La Cour de cassation belge a jugé mercredi 22 octobre qu'une plainte pénale déposée par le lobbyiste Baldan, proche de France Soir, contre la présidente de la Commission européenne était irrecevable, mettant fin à trois ans de procédure. Cela signifie-t-il que la justice belge protège von der Leyen ?

Le contexte général débute au printemps 2021, lorsque l'Union européenne négocie son troisième contrat avec Pfizer/BioNTech. Il s'agit du plus important de tous, portant sur 1,8 milliard de doses pour un montant estimé à plusieurs dizaines de milliards d'euros.
- Le contournement des procédures : contrairement aux contrats précédents négociés par des équipes conjointes (Commission et États membres), les négociations préliminaires décisives de ce méga-contrat ont été menées directement par la présidente de la Commission, Ursula von der Leyen.
- Les SMS révélés : en avril 2021, le New York Times révèle que ces négociations se sont déroulées en partie via des échanges directs (appels et SMS) entre Mme von der Leyen et Albert Bourla, PDG de Pfizer.
- La disparition des messages : lorsque des journalistes demandent l'accès à ces SMS en vertu des règles européennes de transparence, la Commission affirme ne pas les avoir retrouvés, les qualifiant de documents "éphémères" non soumis à l'archivage.
Cette disparition de documents clés concernant l'utilisation massive d'argent public constitue le cœur du scandale.
La réaction des organes de contrôle européens (2022)
L'opacité de la Commission a déclenché de vives critiques de la part des institutions de surveillance de l'UE :
- La médiatrice européenne : Emily O'Reilly a mené une enquête et conclu à une "mauvaise administration" de la part de la Commission. Elle a rappelé que c'est le contenu qui définit un document officiel, pas son support (SMS ou email).
- La Cour des Comptes européenne : voulant auditer la procédure de passation de ce contrat, les auditeurs se sont vus refuser l'accès à toute information concernant les négociations préliminaires menées par la présidente.

La multiplication des fronts judiciaires
Face au refus persistant de la Commission, l'affaire s'est déplacée sur le terrain judiciaire, via plusieurs voies distinctes.
Front 1 : la transparence administrative (niveau européen) Le New York Times a attaqué la Commission (en tant qu'institution) devant le Tribunal de l'Union européenne début 2023 pour violation des règles d'accès aux documents. Cette procédure est toujours en cours.
Front 2 : le front pénal national (niveau belge) En avril 2023, Frédéric Baldan, un lobbyiste belge, a déposé une plainte pénale avec constitution de partie civile à Liège.

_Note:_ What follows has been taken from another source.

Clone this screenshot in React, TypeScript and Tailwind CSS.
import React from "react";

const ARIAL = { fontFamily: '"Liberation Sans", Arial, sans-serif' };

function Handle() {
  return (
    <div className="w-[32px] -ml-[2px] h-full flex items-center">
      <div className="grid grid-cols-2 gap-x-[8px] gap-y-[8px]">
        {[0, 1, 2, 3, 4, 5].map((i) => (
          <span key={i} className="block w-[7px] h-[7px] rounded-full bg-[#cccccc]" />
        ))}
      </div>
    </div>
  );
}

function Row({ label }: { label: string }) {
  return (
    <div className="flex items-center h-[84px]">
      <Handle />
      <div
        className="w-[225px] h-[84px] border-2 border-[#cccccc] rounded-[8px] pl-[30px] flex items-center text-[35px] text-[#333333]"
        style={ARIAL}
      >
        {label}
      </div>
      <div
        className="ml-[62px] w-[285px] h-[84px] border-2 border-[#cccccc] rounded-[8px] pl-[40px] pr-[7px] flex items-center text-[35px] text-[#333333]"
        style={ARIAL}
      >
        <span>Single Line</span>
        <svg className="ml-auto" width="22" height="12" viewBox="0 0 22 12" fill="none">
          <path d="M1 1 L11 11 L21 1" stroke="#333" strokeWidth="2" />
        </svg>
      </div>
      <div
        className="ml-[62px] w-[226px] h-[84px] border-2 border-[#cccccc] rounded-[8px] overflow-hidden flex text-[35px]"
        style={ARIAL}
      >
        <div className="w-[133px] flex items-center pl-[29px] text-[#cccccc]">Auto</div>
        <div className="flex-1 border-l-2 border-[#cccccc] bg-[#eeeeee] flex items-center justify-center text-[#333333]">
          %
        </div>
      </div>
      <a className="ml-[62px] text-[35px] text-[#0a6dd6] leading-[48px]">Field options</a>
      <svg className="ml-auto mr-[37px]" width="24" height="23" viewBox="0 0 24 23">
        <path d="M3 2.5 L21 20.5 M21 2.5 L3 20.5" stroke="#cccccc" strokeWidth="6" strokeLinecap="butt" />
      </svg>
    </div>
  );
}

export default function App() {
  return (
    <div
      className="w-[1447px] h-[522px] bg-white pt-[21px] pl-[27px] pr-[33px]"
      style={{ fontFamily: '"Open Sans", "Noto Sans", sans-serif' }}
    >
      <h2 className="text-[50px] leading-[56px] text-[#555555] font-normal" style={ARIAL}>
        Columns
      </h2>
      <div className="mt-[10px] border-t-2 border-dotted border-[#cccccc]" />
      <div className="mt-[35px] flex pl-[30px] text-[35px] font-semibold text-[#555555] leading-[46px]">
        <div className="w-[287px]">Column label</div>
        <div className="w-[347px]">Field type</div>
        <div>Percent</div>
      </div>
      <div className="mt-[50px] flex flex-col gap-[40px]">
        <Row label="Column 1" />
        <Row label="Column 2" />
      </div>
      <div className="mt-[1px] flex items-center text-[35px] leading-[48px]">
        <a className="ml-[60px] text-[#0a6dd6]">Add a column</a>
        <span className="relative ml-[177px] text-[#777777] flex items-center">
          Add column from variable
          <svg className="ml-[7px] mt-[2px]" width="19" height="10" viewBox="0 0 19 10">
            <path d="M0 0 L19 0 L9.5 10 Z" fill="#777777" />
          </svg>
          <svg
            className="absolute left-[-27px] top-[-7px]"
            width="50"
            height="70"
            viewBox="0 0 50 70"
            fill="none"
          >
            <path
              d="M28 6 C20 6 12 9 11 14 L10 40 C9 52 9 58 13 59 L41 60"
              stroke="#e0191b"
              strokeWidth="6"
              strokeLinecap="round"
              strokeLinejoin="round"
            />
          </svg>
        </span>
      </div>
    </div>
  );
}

- L'objet de la plainte : M. Baldan accusait personnellement Ursula von der Leyen d'infractions graves : "usurpation de fonctions et de titre", "destruction de documents publics", et "prise illégale d’intérêts et corruption". D'autres plaignants, y compris certains États membres (comme la Hongrie et la Pologne, bien que cette dernière se soit retirée après son changement de gouvernement), s'étaient joints à cette initiative.
- La décision : la Cour de cassation (la plus haute juridiction belge) a mis fin à cette procédure.
Front 3 : le front pénal européen (l'enquête de l'EPPO) Dès octobre 2022, le Parquet européen (EPPO) a annoncé avoir ouvert une enquête sur l'acquisition des vaccins dans l'UE. L'EPPO a la compétence pour enquêter sur les affaires portant atteinte aux intérêts financiers de l'UE. Cette enquête est considérée comme la menace judiciaire la plus sérieuse et elle est toujours en cours.
Portée et limites de la décision belge
Il est crucial de comprendre ce que cette décision signifie et ce qu'elle ne signifie pas.
- Une victoire procédurale pour Von der Leyen : la menace d'une enquête pénale émanant de la justice belge est définitivement écartée. Ces décisions sont généralement motivées par des questions de compétence ou d'immunité : les juridictions nationales sont souvent jugées incompétentes pour enquêter sur des actes commis par de hauts fonctionnaires dans l'exercice de leurs fonctions européennes.
- Ce n'est PAS une exonération sur le fond : la justice belge n'a pas jugé si la gestion des SMS était correcte ou si les négociations étaient régulières. Elle a simplement clos le dossier pour des raisons de forme, considérant que Frédéric Baldan n'avait pas été victime d'un préjudice personnel dans ce dossier et qu'il n'avait donc pas intérêt à agir.
- L'affaire n'est PAS terminée : la clôture de la voie nationale n'a aucun impact sur les critiques institutionnelles (médiatrice, Cour des comptes) ni sur les procédures en cours au niveau européen (le recours du NYT et, surtout, l'enquête de l'EPPO).